Es que la historia del trauma trans es un fetiche que no le corresponde al mundo trans. Es lo que se espera de la vida de una mujer trans: que su familia la eche a la calle. Es innegable que eso sucede, pero no siempre es así, no es lo habitual. El rechazo y la incomprensión no tienen por qué ir unidos. Esta familia quiere mucho a su hija y ella sabe que su familia es un lugar seguro, es un lugar al que volver. Pero no es un lugar donde desarrollarse y por eso tiene que buscar otra cosa. Pero ella quiere a sus padres y sus padres la quieren a ella. Lo que pasa es que a los padres se les ha extraído la capacidad de comprender y de todo lo que no sea solucionar lo material porque son gente de la clase obrera que trabaja horas y horas y no tiene ni la energía ni el tiempo para sentarse frente a su hija e intentar entender lo que pasa. Saben  que sucede algo, pero no saben solucionarlo, no saben hablarlo y por eso crean muros de silencio cada vez más asfixiantes.

–Tampoco ella habla.

–Claro, ella crece en ese mundo. Esos muros son una construcción compartida. Ella es muy consciente de que no puede hablar porque tiene miedo de que la abandonen, como tú lo has dicho, de decepcionar. Tiene mucho miedo, el miedo se le hace víscera y le machaca la vida. Pero hay toda una política de gestos. Hay un momento en que el padre se quita la comida de la boca para dársela a su hija. Hay miradas, hay suspiros, un montón de pequeños detalles que dicen que esa familia está loca por comunicarse, pero que hace lo que puede.

–Como todas las familias

–Sí, como todo el mundo. En verdad es que todos nos parecemos mucho. Me gustaría que quedase claro que una historia trans no es más que una historia humana.

–Hay muchas descripciones físicas de los personajes. En este sentido, creo que es una novela deliberadamente anacrónica, decimonónica.

–Sí, tal cual. La novela francesa del siglo XIX es referencial para mí pero, por otro lado, como mujer de teatro soy absolutamente stanislavskiana y creo que el cuerpo va antes que la emoción, el cuerpo invoca nuestras emociones, lo que nos pasa en el cuerpo como la angustia o la ansiedad es lo que convoca a la emoción. Es importante describir los cuerpos porque somos nuestros cuerpos y todo nos pasa allí. Nuestro cuerpo se modifica de acuerdo a cómo nos toquen, nos agredan, nos hablen, nos cuiden, nos alimente o qué hagamos con él.
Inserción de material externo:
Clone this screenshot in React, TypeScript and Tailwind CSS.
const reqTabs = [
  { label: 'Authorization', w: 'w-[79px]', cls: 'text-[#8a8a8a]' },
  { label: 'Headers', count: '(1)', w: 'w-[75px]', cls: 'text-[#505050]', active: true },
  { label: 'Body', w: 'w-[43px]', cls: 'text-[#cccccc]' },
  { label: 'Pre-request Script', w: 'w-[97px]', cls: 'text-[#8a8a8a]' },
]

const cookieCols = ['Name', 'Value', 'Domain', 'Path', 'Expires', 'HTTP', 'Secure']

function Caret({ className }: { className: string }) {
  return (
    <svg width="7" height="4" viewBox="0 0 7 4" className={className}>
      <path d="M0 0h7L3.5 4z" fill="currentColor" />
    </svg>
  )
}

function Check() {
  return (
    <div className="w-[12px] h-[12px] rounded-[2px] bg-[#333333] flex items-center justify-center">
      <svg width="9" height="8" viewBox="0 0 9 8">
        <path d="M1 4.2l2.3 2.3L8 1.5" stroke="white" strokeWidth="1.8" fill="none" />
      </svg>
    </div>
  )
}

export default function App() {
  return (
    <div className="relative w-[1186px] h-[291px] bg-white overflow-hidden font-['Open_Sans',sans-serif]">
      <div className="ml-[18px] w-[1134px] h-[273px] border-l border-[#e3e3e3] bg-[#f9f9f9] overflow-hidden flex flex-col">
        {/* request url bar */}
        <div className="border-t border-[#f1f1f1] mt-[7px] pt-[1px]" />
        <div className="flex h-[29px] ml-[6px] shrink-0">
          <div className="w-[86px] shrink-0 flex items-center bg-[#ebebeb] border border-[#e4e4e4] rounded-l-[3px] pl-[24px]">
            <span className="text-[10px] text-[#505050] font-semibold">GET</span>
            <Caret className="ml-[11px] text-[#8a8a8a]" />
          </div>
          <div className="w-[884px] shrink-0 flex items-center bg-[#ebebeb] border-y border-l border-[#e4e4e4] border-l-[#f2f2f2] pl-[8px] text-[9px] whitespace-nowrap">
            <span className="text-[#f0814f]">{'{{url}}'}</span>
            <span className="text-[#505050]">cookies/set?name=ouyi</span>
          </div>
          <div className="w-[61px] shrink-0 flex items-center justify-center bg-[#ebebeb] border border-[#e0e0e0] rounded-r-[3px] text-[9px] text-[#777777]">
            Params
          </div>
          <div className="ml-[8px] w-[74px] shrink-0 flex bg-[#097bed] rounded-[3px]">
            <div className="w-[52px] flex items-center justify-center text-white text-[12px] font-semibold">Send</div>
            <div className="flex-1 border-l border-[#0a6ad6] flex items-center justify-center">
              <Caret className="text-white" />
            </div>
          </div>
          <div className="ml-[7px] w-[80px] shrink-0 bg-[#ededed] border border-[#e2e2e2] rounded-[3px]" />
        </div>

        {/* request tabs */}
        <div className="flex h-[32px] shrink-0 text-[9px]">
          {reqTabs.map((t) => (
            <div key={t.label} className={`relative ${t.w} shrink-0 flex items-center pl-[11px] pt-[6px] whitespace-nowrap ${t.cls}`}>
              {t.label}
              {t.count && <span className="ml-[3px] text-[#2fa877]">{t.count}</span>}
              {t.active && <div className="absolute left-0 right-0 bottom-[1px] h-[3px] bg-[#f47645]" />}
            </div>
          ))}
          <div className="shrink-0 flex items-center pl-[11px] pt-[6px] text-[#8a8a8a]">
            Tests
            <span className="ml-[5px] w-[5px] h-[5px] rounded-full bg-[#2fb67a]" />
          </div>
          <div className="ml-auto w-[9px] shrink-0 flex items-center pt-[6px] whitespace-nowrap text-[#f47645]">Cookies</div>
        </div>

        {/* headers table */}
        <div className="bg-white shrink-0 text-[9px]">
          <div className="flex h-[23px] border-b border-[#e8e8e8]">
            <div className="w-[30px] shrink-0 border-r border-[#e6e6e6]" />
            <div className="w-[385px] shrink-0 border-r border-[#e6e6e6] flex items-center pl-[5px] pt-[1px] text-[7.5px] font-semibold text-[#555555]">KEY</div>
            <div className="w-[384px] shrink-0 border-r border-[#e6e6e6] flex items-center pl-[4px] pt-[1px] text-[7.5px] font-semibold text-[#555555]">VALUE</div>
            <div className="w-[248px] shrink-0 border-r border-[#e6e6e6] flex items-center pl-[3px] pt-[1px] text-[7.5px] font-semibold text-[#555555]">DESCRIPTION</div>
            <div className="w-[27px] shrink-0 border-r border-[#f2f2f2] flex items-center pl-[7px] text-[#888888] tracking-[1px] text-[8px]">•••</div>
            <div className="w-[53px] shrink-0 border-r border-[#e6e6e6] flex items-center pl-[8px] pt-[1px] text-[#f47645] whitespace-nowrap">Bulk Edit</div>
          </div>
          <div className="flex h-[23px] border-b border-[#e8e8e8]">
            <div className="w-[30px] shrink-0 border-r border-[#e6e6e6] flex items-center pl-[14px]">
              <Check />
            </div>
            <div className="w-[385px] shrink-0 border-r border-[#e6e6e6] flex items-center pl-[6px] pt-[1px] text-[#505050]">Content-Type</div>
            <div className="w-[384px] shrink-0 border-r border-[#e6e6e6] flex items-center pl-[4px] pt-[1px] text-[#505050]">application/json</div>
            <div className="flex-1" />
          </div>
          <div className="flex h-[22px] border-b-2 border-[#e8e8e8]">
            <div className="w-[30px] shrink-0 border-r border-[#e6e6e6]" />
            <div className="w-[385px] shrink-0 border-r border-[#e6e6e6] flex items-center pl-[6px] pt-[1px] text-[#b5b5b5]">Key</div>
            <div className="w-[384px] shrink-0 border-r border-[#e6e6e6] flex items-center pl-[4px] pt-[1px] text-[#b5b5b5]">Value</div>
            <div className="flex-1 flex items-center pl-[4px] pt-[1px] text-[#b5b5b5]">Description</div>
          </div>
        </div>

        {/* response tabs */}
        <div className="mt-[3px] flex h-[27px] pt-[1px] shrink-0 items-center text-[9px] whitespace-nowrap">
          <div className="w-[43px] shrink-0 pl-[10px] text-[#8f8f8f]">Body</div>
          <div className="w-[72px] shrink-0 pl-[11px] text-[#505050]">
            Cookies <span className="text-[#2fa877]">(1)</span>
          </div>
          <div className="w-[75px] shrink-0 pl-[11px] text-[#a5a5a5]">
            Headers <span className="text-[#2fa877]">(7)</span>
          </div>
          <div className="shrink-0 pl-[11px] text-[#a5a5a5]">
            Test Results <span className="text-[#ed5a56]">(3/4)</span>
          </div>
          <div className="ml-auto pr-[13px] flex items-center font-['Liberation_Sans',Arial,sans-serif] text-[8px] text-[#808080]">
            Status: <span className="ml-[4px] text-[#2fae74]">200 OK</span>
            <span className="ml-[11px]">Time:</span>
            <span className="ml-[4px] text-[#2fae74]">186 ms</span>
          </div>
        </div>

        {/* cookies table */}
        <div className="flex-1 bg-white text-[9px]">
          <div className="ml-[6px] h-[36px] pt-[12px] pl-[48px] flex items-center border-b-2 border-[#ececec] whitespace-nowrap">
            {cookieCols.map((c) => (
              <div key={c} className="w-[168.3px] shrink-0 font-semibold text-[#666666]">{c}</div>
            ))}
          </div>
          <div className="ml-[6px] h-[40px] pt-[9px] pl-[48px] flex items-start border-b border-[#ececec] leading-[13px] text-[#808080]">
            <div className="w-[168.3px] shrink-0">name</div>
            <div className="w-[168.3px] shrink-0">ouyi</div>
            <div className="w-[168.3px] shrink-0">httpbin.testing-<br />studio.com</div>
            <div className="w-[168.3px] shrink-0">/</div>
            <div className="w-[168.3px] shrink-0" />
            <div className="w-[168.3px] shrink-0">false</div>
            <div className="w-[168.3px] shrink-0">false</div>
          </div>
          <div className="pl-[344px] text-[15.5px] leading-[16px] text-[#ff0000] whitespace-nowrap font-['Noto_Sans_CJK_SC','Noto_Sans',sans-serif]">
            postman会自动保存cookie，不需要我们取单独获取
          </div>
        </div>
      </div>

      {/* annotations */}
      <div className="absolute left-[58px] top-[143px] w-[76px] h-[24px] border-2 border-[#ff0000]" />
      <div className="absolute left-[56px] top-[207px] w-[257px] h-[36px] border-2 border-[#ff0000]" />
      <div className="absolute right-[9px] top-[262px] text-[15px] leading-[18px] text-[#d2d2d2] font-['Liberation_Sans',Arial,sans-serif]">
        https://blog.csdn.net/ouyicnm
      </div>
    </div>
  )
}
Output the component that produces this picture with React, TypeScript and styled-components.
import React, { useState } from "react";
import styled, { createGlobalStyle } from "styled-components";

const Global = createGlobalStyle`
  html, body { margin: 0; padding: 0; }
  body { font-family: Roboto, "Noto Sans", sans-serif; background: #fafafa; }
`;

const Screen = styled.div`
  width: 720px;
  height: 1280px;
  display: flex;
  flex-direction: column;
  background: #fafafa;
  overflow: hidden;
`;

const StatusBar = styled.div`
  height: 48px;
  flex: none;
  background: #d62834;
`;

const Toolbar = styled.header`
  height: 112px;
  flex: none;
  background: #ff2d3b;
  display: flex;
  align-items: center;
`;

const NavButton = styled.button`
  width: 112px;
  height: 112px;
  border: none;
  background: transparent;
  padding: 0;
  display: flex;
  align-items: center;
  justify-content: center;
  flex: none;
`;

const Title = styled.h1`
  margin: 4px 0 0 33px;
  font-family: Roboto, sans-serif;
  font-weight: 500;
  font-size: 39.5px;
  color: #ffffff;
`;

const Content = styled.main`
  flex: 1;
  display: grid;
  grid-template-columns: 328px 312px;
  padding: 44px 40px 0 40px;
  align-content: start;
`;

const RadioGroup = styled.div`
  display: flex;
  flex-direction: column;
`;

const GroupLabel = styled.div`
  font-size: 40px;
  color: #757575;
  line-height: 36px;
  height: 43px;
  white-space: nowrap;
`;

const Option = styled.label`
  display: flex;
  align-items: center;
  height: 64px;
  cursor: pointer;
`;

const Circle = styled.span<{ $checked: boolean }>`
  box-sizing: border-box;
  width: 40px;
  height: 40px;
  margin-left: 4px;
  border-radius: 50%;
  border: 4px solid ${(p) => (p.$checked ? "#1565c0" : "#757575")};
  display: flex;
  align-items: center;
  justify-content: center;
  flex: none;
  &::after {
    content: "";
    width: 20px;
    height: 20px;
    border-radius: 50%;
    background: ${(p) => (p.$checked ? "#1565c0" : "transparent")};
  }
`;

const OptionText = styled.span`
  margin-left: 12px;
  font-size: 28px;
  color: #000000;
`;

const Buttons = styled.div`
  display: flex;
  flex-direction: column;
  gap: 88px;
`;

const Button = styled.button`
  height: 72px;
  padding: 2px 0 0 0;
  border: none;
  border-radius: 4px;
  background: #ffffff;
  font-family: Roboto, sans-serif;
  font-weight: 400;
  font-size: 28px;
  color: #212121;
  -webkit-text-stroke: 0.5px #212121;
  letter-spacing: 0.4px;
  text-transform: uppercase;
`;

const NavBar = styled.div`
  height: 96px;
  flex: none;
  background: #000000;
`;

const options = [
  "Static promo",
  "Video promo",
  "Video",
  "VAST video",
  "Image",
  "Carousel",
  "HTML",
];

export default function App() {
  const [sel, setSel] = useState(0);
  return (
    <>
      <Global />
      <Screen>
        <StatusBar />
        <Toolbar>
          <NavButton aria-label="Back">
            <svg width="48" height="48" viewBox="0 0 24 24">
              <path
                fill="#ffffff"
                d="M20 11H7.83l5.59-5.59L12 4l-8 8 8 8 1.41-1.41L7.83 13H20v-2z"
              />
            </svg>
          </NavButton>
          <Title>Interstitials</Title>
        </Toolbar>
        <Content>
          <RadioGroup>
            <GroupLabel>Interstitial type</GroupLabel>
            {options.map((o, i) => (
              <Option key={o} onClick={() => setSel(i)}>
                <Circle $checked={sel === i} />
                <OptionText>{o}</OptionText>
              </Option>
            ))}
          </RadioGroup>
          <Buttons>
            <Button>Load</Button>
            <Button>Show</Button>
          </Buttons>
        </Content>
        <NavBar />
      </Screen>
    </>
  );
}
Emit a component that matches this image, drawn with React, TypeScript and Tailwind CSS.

Creo que no describir la fisicidad de un personaje es mutilarlo.

–Sobre todo en una novela que habla de la sublevación de un cuerpo contra lo que se supone que debe ser.

–Claro, es una búsqueda de la propia carne desde la carne. Es una búsqueda de existir dentro de una. Ella quiere habitar su cuerpo en paz y de forma pública, porque si no habitamos nuestro cuerpo en forma pública, no lo habitamos, estamos encerradas y muertas. Todo gira en torno de nuestra corporalidad. 

El derecho a la belleza

–En tu novela hay una reivindicación de lo femenino en el sentido más tradicional. El personaje de Margarita, discriminada por ser trans, por ejemplo, quiere que su madre muerta sea velada con su vestido blanco, con sus zapatos, que se vea linda.

–En entornos de pobreza y en entornos de discriminación, a menudo no se tiene derecho a la belleza. Se entiende como una cuestión secundaria y no lo es. Las mujeres en las cárceles, donde no están sujetas a la mirada masculina, se siguen maquillando como pueden. Lo hacen incluso frotando sus dedos contra las imágenes rojas de las revistas y con esa tinta se pintan los labios. Yo entiendo muy bien que la reivindicación de la feminidad clásica pueda resultar extraña a la mirada del feminismo que ha peleado para que esos códigos no sean obligatorios. Pero creo que son reivindicables sin traicionar la lucha. Porque quien no tiene acceso a esa feminidad, como es el caso de la protagonista de la novela, la única forma que tiene de reivindicarse a sí misma es recurrir a los símbolos estéticos de la feminidad clásica. Lo que para algunas mujeres puede ser una imposición, para otras es parte de su liberación. Las dos cosas pueden coexistir y entenderse. Las liturgias de la feminidad son muy poderosas y, sobre todo, pueden ser muy literarias.